While this story shows just how important good work friends are, it only reminds us of the stark reality of maternity discrimination in the United States. We are the only country among 41 industrialized nations that does not mandate paid maternity leave, with only 35 percent of organizations offering it as a benefit, according to the Society for Human Resource Management’s (SHRM) 2018 Employee Benefits Survey.

Paid maternity leave should not be a luxury, nor should others have to donate what little paid leave they have of their own to women who have just given birth. Donating vacation time is a lovely idea — albeit only an option at 15 percent of employers in the United States — but it should not be the answer to this problem.

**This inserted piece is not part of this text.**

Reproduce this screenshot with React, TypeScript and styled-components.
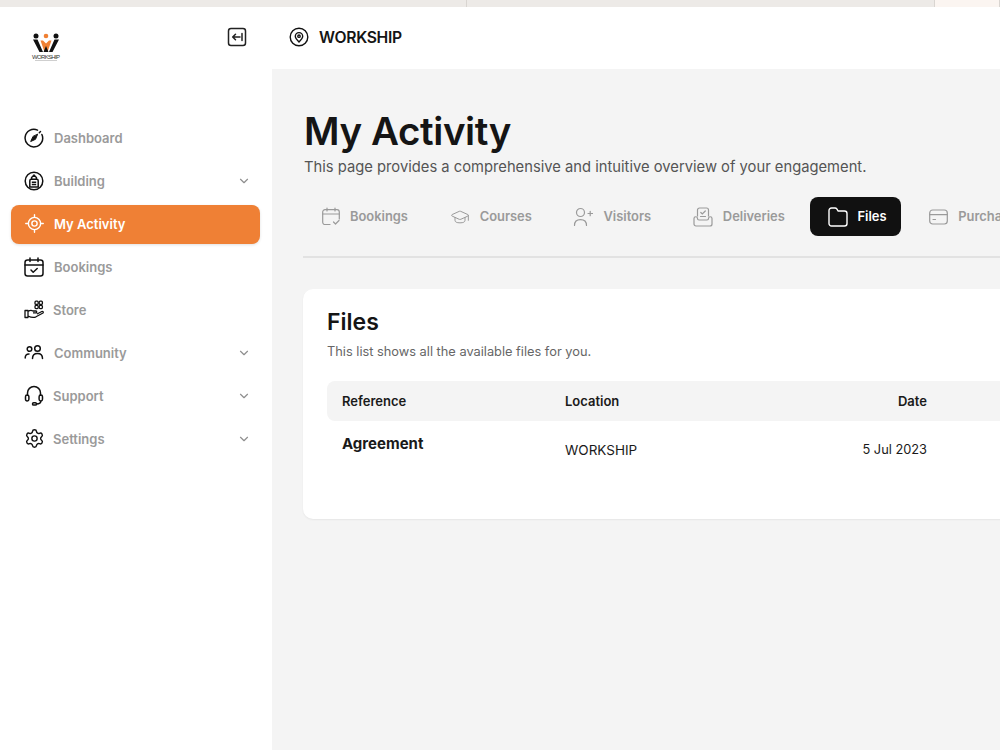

The United Kingdom is also facing its own maternity discrimination problems, so it’s clear that globally, women are still overburdened when they choose to start a family. They either don’t have access to suitable maternity leave, or when they do actually take it, their jobs are undermined. Essentially, women are unfairly punished for the one thing that society pressures them to do: start a family.

It’s our policies regarding maternity leave that prove women must give up so much to fulfill the pressures that society places on them. To take on the higher burden of childcare, women not only have to deal with the emotional and physical labor of looking after a child, but they must also sacrifice their monthly salaries and have their careers undermined.